This Film Is Not Yet Rated
In the end, I guess, I have to admit this is probably a really good documentary, just like if I had to, I’d probably concede that The Aristocrats, which I hated, has a place on this earth, because of the unique reaction it triggered in me. I ultimately didn’t like this movie (not quite as badly as Aristocrats, but almost), because it touched a line in me and crossed it.
The movie has interesting interviews with people involved with the MPAA and film makers who have fallen victim to its almost cult-like practices – this side I found worth my time; but interwoven with this is a quest to identify the anonymous raters on the board, and this is done via a private investigator who “will stop at nothing” to get the info she’s asked to get. The idea almost sounded like fun to me at the start, but soon enough she’s surreptitiously filming and photographing them, revealing information about their children (okay, some of them aren’t children, which is mildly amusing, but some of them are), and even going through their trash in the street. It just seemed a little ridiculous for what the doc amounts to, and frankly pretty disturbing.

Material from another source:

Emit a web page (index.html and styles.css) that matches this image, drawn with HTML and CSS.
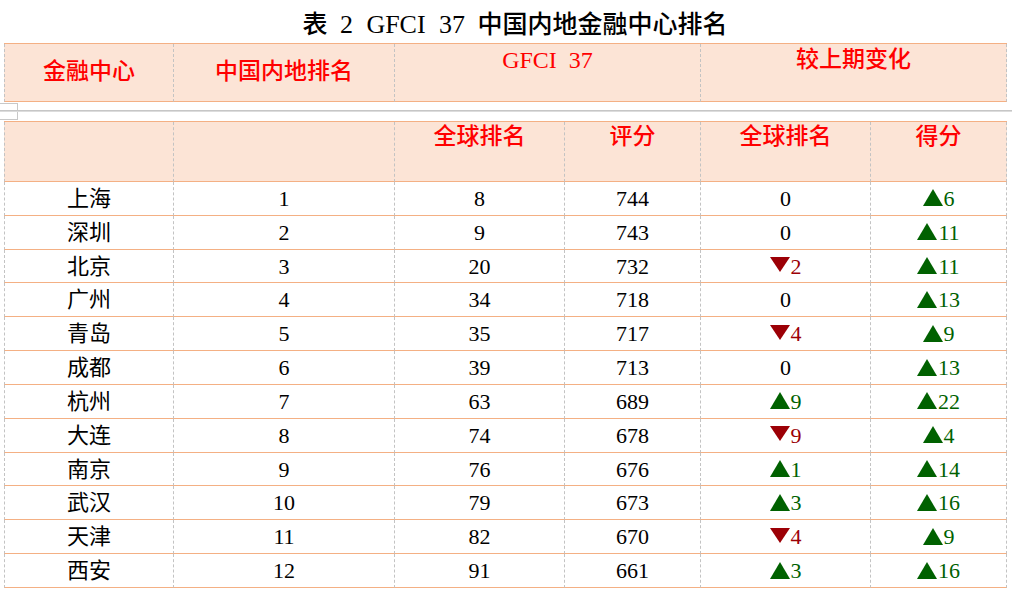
FILE: index.html
```html
<!DOCTYPE html>
<html lang="zh-CN">
<head>
<meta charset="utf-8">
<title>表 2 GFCI 37 中国内地金融中心排名</title>
<link rel="stylesheet" href="styles.css">
</head>
<body>
<div class="page">
  <h1 class="title">表 <span class="tl">2 GFCI 37</span> 中国内地金融中心排名</h1>

  <div class="t1">
    <div class="hc mid">金融中心</div>
    <div class="hc mid">中国内地排名</div>
    <div class="hc top"><span class="lat">GFCI 37</span></div>
    <div class="hc top">较上期变化</div>
  </div>

  <div class="gap">
    <div class="corner"></div>
    <div class="rule"></div>
  </div>

  <div class="t2">
    <div class="hc2"></div>
    <div class="hc2"></div>
    <div class="hc2">全球排名</div>
    <div class="hc2">评分</div>
    <div class="hc2">全球排名</div>
    <div class="hc2">得分</div>

    <div class="c cn">上海</div><div class="c">1</div><div class="c">8</div><div class="c">744</div><div class="c">0</div><div class="c"><span class="up"><svg class="tri-up" viewBox="0 0 20 17" width="20" height="17"><polygon points="10,0 20,17 0,17"/></svg>6</span></div>
    <div class="c cn">深圳</div><div class="c">2</div><div class="c">9</div><div class="c">743</div><div class="c">0</div><div class="c"><span class="up"><svg class="tri-up" viewBox="0 0 20 17" width="20" height="17"><polygon points="10,0 20,17 0,17"/></svg>11</span></div>
    <div class="c cn">北京</div><div class="c">3</div><div class="c">20</div><div class="c">732</div><div class="c"><span class="down"><svg class="tri-down" viewBox="0 0 20 15" width="20" height="15"><polygon points="0,0 20,0 10,15"/></svg>2</span></div><div class="c"><span class="up"><svg class="tri-up" viewBox="0 0 20 17" width="20" height="17"><polygon points="10,0 20,17 0,17"/></svg>11</span></div>
    <div class="c cn">广州</div><div class="c">4</div><div class="c">34</div><div class="c">718</div><div class="c">0</div><div class="c"><span class="up"><svg class="tri-up" viewBox="0 0 20 17" width="20" height="17"><polygon points="10,0 20,17 0,17"/></svg>13</span></div>
    <div class="c cn">青岛</div><div class="c">5</div><div class="c">35</div><div class="c">717</div><div class="c"><span class="down"><svg class="tri-down" viewBox="0 0 20 15" width="20" height="15"><polygon points="0,0 20,0 10,15"/></svg>4</span></div><div class="c"><span class="up"><svg class="tri-up" viewBox="0 0 20 17" width="20" height="17"><polygon points="10,0 20,17 0,17"/></svg>9</span></div>
    <div class="c cn">成都</div><div class="c">6</div><div class="c">39</div><div class="c">713</div><div class="c">0</div><div class="c"><span class="up"><svg class="tri-up" viewBox="0 0 20 17" width="20" height="17"><polygon points="10,0 20,17 0,17"/></svg>13</span></div>
    <div class="c cn">杭州</div><div class="c">7</div><div class="c">63</div><div class="c">689</div><div class="c"><span class="up"><svg class="tri-up" viewBox="0 0 20 17" width="20" height="17"><polygon points="10,0 20,17 0,17"/></svg>9</span></div><div class="c"><span class="up"><svg class="tri-up" viewBox="0 0 20 17" width="20" height="17"><polygon points="10,0 20,17 0,17"/></svg>22</span></div>
    <div class="c cn">大连</div><div class="c">8</div><div class="c">74</div><div class="c">678</div><div class="c"><span class="down"><svg class="tri-down" viewBox="0 0 20 15" width="20" height="15"><polygon points="0,0 20,0 10,15"/></svg>9</span></div><div class="c"><span class="up"><svg class="tri-up" viewBox="0 0 20 17" width="20" height="17"><polygon points="10,0 20,17 0,17"/></svg>4</span></div>
    <div class="c cn">南京</div><div class="c">9</div><div class="c">76</div><div class="c">676</div><div class="c"><span class="up"><svg class="tri-up" viewBox="0 0 20 17" width="20" height="17"><polygon points="10,0 20,17 0,17"/></svg>1</span></div><div class="c"><span class="up"><svg class="tri-up" viewBox="0 0 20 17" width="20" height="17"><polygon points="10,0 20,17 0,17"/></svg>14</span></div>
    <div class="c cn">武汉</div><div class="c">10</div><div class="c">79</div><div class="c">673</div><div class="c"><span class="up"><svg class="tri-up" viewBox="0 0 20 17" width="20" height="17"><polygon points="10,0 20,17 0,17"/></svg>3</span></div><div class="c"><span class="up"><svg class="tri-up" viewBox="0 0 20 17" width="20" height="17"><polygon points="10,0 20,17 0,17"/></svg>16</span></div>
    <div class="c cn">天津</div><div class="c">11</div><div class="c">82</div><div class="c">670</div><div class="c"><span class="down"><svg class="tri-down" viewBox="0 0 20 15" width="20" height="15"><polygon points="0,0 20,0 10,15"/></svg>4</span></div><div class="c"><span class="up"><svg class="tri-up" viewBox="0 0 20 17" width="20" height="17"><polygon points="10,0 20,17 0,17"/></svg>9</span></div>
    <div class="c cn">西安</div><div class="c">12</div><div class="c">91</div><div class="c">661</div><div class="c"><span class="up"><svg class="tri-up" viewBox="0 0 20 17" width="20" height="17"><polygon points="10,0 20,17 0,17"/></svg>3</span></div><div class="c"><span class="up"><svg class="tri-up" viewBox="0 0 20 17" width="20" height="17"><polygon points="10,0 20,17 0,17"/></svg>16</span></div>
  </div>
</div>
</body>
</html>
```

FILE: styles.css
```css
* { box-sizing: border-box; }

html, body {
  margin: 0;
  padding: 0;
  background: #ffffff;
}

body {
  width: 1012px;
  height: 592px;
  overflow: hidden;
  font-family: "Liberation Serif", "Noto Sans CJK SC", serif;
  color: #000;
}

.page {
  display: flex;
  flex-direction: column;
}

.title {
  margin: 0;
  height: 43px;
  padding-top: 7px;
  padding-left: 18px;
  line-height: 36px;
  font-size: 25px;
  font-weight: 500;
  text-align: center;
  word-spacing: 6px;
  color: #000;
}
.tl {
  font-size: 26px;
  font-weight: 400;
  word-spacing: 7px;
}

/* ---------- first header table ---------- */
.t1 {
  margin-left: 4px;
  width: 1003px;
  display: grid;
  grid-template-columns: 169px 221px 306px 307px;
  border-top: 1px solid #f4b084;
}

.hc {
  height: 58px;
  background: #fce4d6;
  border-left: 1px dashed #c3c3c3;
  border-bottom: 1px solid #f4b084;
  color: #ff0000;
  font-size: 23px;
  font-weight: 500;
  text-align: center;
  line-height: 26px;
}
.hc:last-child { border-right: 1px dashed #c3c3c3; }

.hc.mid {
  display: flex;
  align-items: center;
  justify-content: center;
  padding-bottom: 1px;
}
.hc.top { padding-top: 3px; }

.lat {
  font-size: 24px;
  font-weight: 400;
  word-spacing: 6px;
}

/* ---------- split band ---------- */
.gap {
  height: 19px;
  display: grid;
  grid-template-columns: 18px 1fr;
  grid-template-rows: 19px;
}
.corner {
  grid-area: 1 / 1 / 2 / 2;
  margin-top: 1px;
  height: 17px;
  border-top: 1px solid #c8c8c8;
  border-bottom: 1px solid #c8c8c8;
  border-right: 1px solid #c8c8c8;
}
.rule {
  grid-area: 1 / 1 / 2 / 3;
  margin-top: 8px;
  height: 2px;
  border-top: 1px solid #c6c6c6;
  border-bottom: 1px solid #dcdcdc;
}

/* ---------- second table ---------- */
.t2 {
  margin-left: 4px;
  width: 1003px;
  display: grid;
  grid-template-columns: 169px 221px 170px 136px 170px 137px;
  grid-template-rows: 60px;
  grid-auto-rows: 33.84px;
  border-top: 1px solid #f4b084;
}

.hc2 {
  background: #fce4d6;
  border-left: 1px dashed #c3c3c3;
  border-bottom: 1px solid #f4b084;
  color: #ff0000;
  font-size: 23px;
  font-weight: 500;
  text-align: center;
  line-height: 26px;
  padding-top: 2px;
}
.hc2:nth-child(6) { border-right: 1px dashed #c3c3c3; }

.c {
  border-left: 1px dashed #c3c3c3;
  border-bottom: 1px solid #f4b084;
  display: flex;
  align-items: center;
  justify-content: center;
  font-size: 22px;
  line-height: 24px;
  padding-top: 1px;
}
.c:nth-child(6n) { border-right: 1px dashed #c3c3c3; }

.c.cn {
  font-weight: 400;
}

.up {
  color: #006100;
  display: inline-flex;
  align-items: baseline;
}
.down {
  color: #9c0006;
  display: inline-flex;
  align-items: baseline;
}

.tri-up {
  fill: #006100;
  margin-right: 1px;
  align-self: center;
  position: relative;
  top: -1px;
}
.tri-down {
  fill: #9c0006;
  margin-right: 1px;
  align-self: center;
  position: relative;
  top: -2px;
}
```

Basically, if the movie says anything, it’s that a movie’s suitability for a particular audience is really only in the eyes of, well, that particular audience – there isn’t a way of protecting someone from something when you don’t yet know if they need to be protected from it … does that make as much sense to everyone else as it does to me? But while I agree that there’s a problem in any ratings/censorship system, you’re never gonna be able to totally get rid of them. While I think kids can deal with more than they’re sometimes protected against, I don’t agree, for example, with the guy here who seems to think minors should be freely allowed to see Gunner Palace – which features the real horror, violence, and language to be found at war – just because it’s real. In the age of the internet, everything ultimately reaches everyone who wants to be reached, uncut, unrated, however they want it; and the movie kind of touches on this in an interesting segment on the over-reaction to piracy etc; but y’know, doesn’t this fact kind of negate the need for this documentary? I don’t know.